The finance ministers and state finance secretaries along with the Union Revenue Secretary and the Revenue Department, they are discussing about all these aspects of dealing with credit card transactions, dealing with companies, big multinational companies which are rendering services headquartered in particular location but having multiple state presence, all these matters are under consideration and I am quite confident that they will be addressed suitably. I do not want to pre-judge the issue and go on spelling out all the details because many of it is still, I can call it work under progress. And there will be more clarity as I said earlier, in the weeks to come.

Latha: The impact on inflation, all countries, as my colleague was explaining, have gone through a bout of inflation as soon as GST is introduced and services do form about 26 percent of our consumer price index (CPI) index. Is it not likely that we are going to see a bump up even above 6 percent?

A: The concern about inflation is coming from two sources. One, the services and second, the goods; and with regards to the services, already recognising the fact that the GST will be in place sooner or later. However, for the last two years, the service tax has been very gradual and very slowly they have been increased and GST council, obviously they are aware about the impact of the eventual rate, the GST rate and what rate will be applicable to services. I am quite sure and the sense that I have is that a very considered call will be taken and a reasonable rate will be adopted, so far as the services are concerned. 

So far as goods are concerned, it is a well-known fact that the whole India now becomes one common market. The flow of input tax credit will now flow seamlessly across the country.

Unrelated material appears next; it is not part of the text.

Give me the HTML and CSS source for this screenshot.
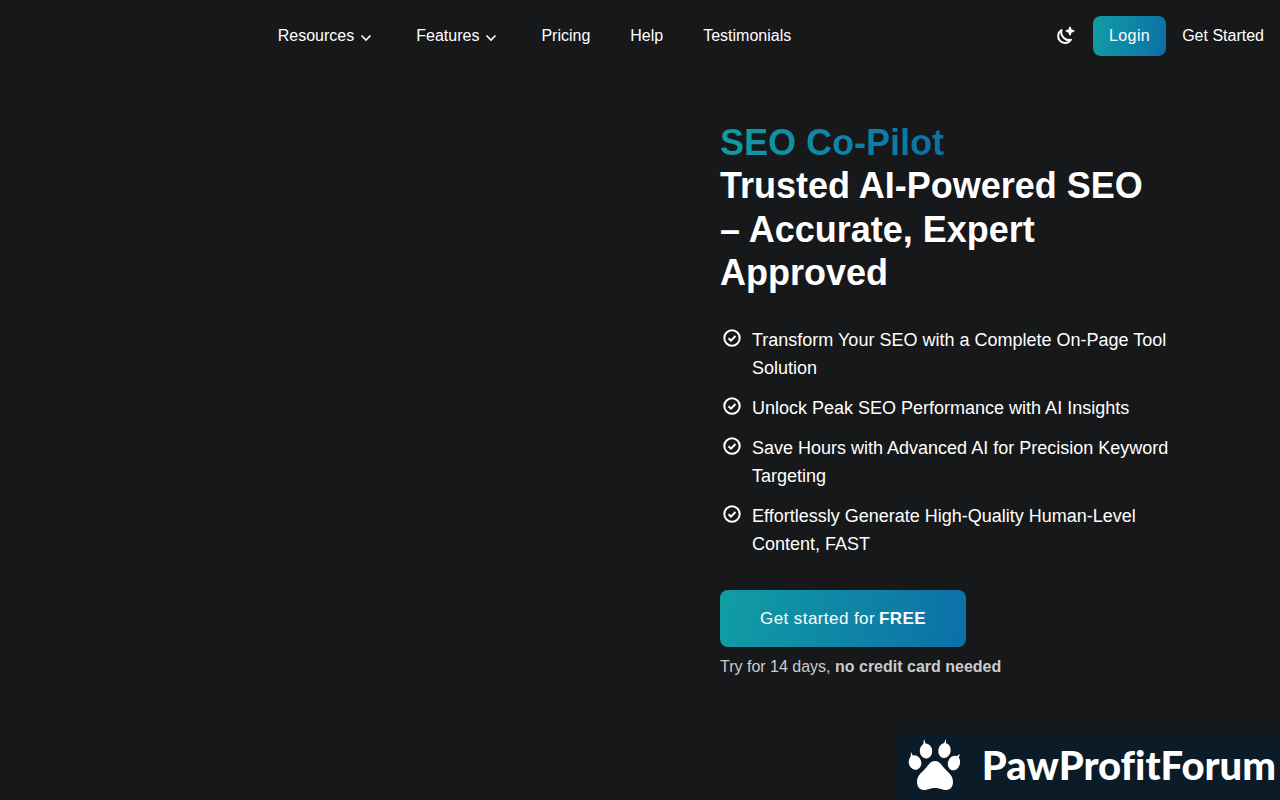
FILE: index.html
```html
<!DOCTYPE html>
<html lang="en">
<head>
    <meta charset="UTF-8">
    <meta name="viewport" content="width=device-width, initial-scale=1.0">
    <title>SEO Co-Pilot</title>
    <link rel="stylesheet" href="styles.css">
</head>
<body>
    <header class="navbar">
        <a href="#" class="logo" aria-label="Home"></a>
        <nav class="menu">
            <button type="button" class="menu-item">Resources
                <svg class="chevron" viewBox="0 0 20 20" aria-hidden="true"><path d="M5.5 7.500l4.5 4.5 4.5-4.5"/></svg>
            </button>
            <button type="button" class="menu-item">Features
                <svg class="chevron" viewBox="0 0 20 20" aria-hidden="true"><path d="M5.5 7.500l4.5 4.5 4.5-4.5"/></svg>
            </button>
            <a href="#" class="menu-item">Pricing</a>
            <a href="#" class="menu-item">Help</a>
            <a href="#" class="menu-item">Testimonials</a>
        </nav>
        <div class="actions">
            <button type="button" class="theme-btn" aria-label="Toggle theme">
                <svg viewBox="0 0 24 24" aria-hidden="true">
                    <path class="moon" d="M8.500 6A7 7 0 1 0 18 15.800C12.500 17.300 7 12 8.500 6Z"/>
                    <path class="star" d="M17 3.300L18 6L20.700 7L18 8L17 10.700L16 8L13.300 7L16 6Z"/>
                </svg>
            </button>
            <a href="#" class="btn login-btn">Login</a>
            <a href="#" class="menu-item">Get Started</a>
        </div>
    </header>

    <main class="hero">
        <div class="hero-media"></div>
        <div class="hero-content">
            <h1><span class="gradient-text">SEO Co-Pilot</span><br>Trusted AI-Powered SEO – Accurate, Expert Approved</h1>
            <ul class="benefits">
                <li>
                    <svg class="check" viewBox="0 0 24 24" aria-hidden="true"><circle cx="12" cy="12" r="7.700"/><path d="M8.500 12.200l2.500 2.400 4.500-4.600"/></svg>
                    <span>Transform Your SEO with a Complete On-Page Tool Solution</span>
                </li>
                <li>
                    <svg class="check" viewBox="0 0 24 24" aria-hidden="true"><circle cx="12" cy="12" r="7.700"/><path d="M8.500 12.200l2.500 2.400 4.500-4.600"/></svg>
                    <span>Unlock Peak SEO Performance with AI Insights</span>
                </li>
                <li>
                    <svg class="check" viewBox="0 0 24 24" aria-hidden="true"><circle cx="12" cy="12" r="7.700"/><path d="M8.500 12.200l2.500 2.400 4.500-4.600"/></svg>
                    <span>Save Hours with Advanced AI for Precision Keyword Targeting</span>
                </li>
                <li>
                    <svg class="check" viewBox="0 0 24 24" aria-hidden="true"><circle cx="12" cy="12" r="7.700"/><path d="M8.500 12.200l2.500 2.400 4.500-4.600"/></svg>
                    <span>Effortlessly Generate High-Quality Human-Level Content, FAST</span>
                </li>
            </ul>
            <a href="#" class="btn cta-btn">Get started for <strong>FREE</strong></a>
            <p class="note">Try for 14 days, <strong>no credit card needed</strong></p>
        </div>
    </main>

    <aside class="watermark">
        <svg class="paw" viewBox="0 0 52 52" aria-hidden="true">
            <path d="M27 22C32 22 34 27 38 31C41 34 45 37 45 43C45 48 42 51 38 51C34 51 32 49 27 49C22 49 20 51 16 51C12 51 9 48 9 43C9 37 13 34 16 31C20 27 22 22 27 22Z"/>
            <ellipse cx="7" cy="23.500" rx="6.200" ry="7.300" transform="rotate(-18 7 23.500)"/>
            <ellipse cx="18" cy="12" rx="6.200" ry="7.500" transform="rotate(-6 18 12)"/>
            <ellipse cx="36.500" cy="11.500" rx="6.200" ry="7.500" transform="rotate(8 36.500 11.500)"/>
            <ellipse cx="46" cy="24" rx="6" ry="7.500" transform="rotate(20 46 24)"/>
            <path d="M2.500 20L3 13L5.500 18ZM15 7L16 0L18 6ZM35 6L38 0L38 6ZM47 18L52 15L50 21Z"/>
        </svg>
        <span>PawProfitForum</span>
    </aside>
</body>
</html>
```
FILE: styles.css
```css
* {
    box-sizing: border-box;
}

body {
    margin: 0;
    background: #17181a;
    color: #fff;
    font-family: "Liberation Sans", Arial, sans-serif;
    font-size: 16px;
    line-height: 24px;
}

a {
    color: inherit;
    text-decoration: none;
}

button {
    padding: 0;
    border: none;
    background: none;
    color: inherit;
    font: inherit;
    cursor: pointer;
}

/* Navbar */
.navbar {
    display: flex;
    justify-content: space-between;
    align-items: center;
    height: 72px;
    padding: 0 16px;
}

.menu {
    display: flex;
    gap: 40px;
}

.menu-item {
    display: flex;
    align-items: center;
}

.chevron {
    width: 20px;
    height: 20px;
    margin: 4px 0 0 2px;
    fill: none;
    stroke: #fff;
    stroke-width: 1.6;
}

.actions {
    display: flex;
    align-items: center;
    gap: 16px;
}

.theme-btn,
.theme-btn svg {
    display: block;
    width: 24px;
    height: 24px;
}

.moon {
    fill: none;
    stroke: #fff;
    stroke-width: 2;
    stroke-linejoin: round;
}

.star {
    fill: #fff;
    stroke: #fff;
    stroke-width: 1.5;
    stroke-linejoin: round;
}

.btn {
    display: inline-flex;
    align-items: center;
    background: linear-gradient(100deg, #119da4, #0c6fa8);
    border-radius: 8px;
    letter-spacing: 0.025em;
}

.login-btn {
    height: 40px;
    padding: 0 16px;
}

/* Hero */
.hero {
    display: grid;
    grid-template-columns: 1fr 1fr;
    gap: 160px;
    align-items: center;
    min-height: calc(100vh - 72px);
    padding: 0 110px 72px;
}

h1 {
    margin: 0 0 32px;
    font-size: 36px;
    line-height: 1.2;
}

.gradient-text {
    background: linear-gradient(100deg, #119da4, #0c6fa8);
    -webkit-background-clip: text;
    background-clip: text;
    color: transparent;
}

.benefits {
    display: flex;
    flex-direction: column;
    gap: 12px;
    margin: 0 0 32px;
    padding: 0;
    list-style: none;
    font-size: 18px;
    line-height: 28px;
}

.benefits li {
    display: flex;
    gap: 8px;
}

.check {
    flex: none;
    width: 24px;
    height: 24px;
    fill: none;
    stroke: #fff;
    stroke-width: 2;
}

.cta-btn {
    gap: 4px;
    padding: 16px 40px;
    font-size: 17px;
    line-height: 25px;
}

.note {
    margin: 8px 0 0;
    color: #ccc;
}

/* Watermark over the page corner */
.watermark {
    position: fixed;
    right: 0;
    bottom: 0;
    display: flex;
    align-items: center;
    gap: 22px;
    height: 67px;
    padding: 0 4px 4px 10px;
    background: #0b1b28;
    font-family: Lato, sans-serif;
    font-size: 40px;
    font-weight: 900;
    font-variant-ligatures: none;
}

.paw {
    width: 52px;
    height: 52px;
    fill: #fff;
}
```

However, currently what is happening is, if a manufacturing unit is located in one state and if he is purchasing raw material from all other states then the input tax credit with regard to their value-added tax (VAT) payment is not available.

Today, after GST, India becomes one market and there will be seamless flow of input tax credit. So typically it will bring down the cost of production and it should not lead to any inflation.   

Sonia: We have spoken about the impact on inflation but want your thoughts on growth as well. What kind of GDP growth can we realistically assume over the next one-one-and-a-half years and in the very near term what kind of impact do you think the GST could have on GDP considering that higher taxes on services could impact the consumption of discretionary services in the very near term. So both near and longer term, what is your assumption?

A: With regard to the growth immediately, now that the tax rate, the GST constitution amendment is passed, there will be huge improvement in the sentiment; the sentiment factor will play an important role and it will definitely generate a lot of economic activity.

There was discussion perhaps on your channel, asking questions about how prepared corporate India is. Let me take on that point. Now that the constitution amendment is passed, the corporate sector in India, the businesses, they will have to suitably adjust their business models, their computer systems, the way the accounts are maintained, the way they have to reengineer and reorient, readjust their business in the context of GST. So a lot of consumption of services will now take place in the coming months because everybody will now start preparing for the GST and that will definitely contribute to the GDP. 

This year because of good monsoon and the other measures, the transformative measures which the government has undertaken as a part of the Budget, already we are looking at growth close to 8 percent and the impact of GST will definitely develop stronger roots in the medium-term. Obviously from day one, one cannot expect the results to show but even in year one there is likely to be some impact and in the medium-term, in two-three years, the full impact of GST would be felt and we should look at other things going favourable. We should look at 8 percent plus growth in the medium-term.

Latha: The question on everyone's mind after yesterday's Rajya Sabha debate was, it is going to be a fiscal bill, isn't it? It won't be a money bill, when the GST bill comes?

A: As the finance minister has clarified, the government will follow the constitutional provisions. The constitution article 110 defines what the money bill is; article 117 also describes and defines what financial bill is. The government will go by the constitution and only when the bill is ready, only when we know the content of the bill then only a decision can be taken whether it is a money bill or it is a financial bill and in any case eventually the Lok Sabha secretariat, the speaker has the final say as per the constitutional provisions.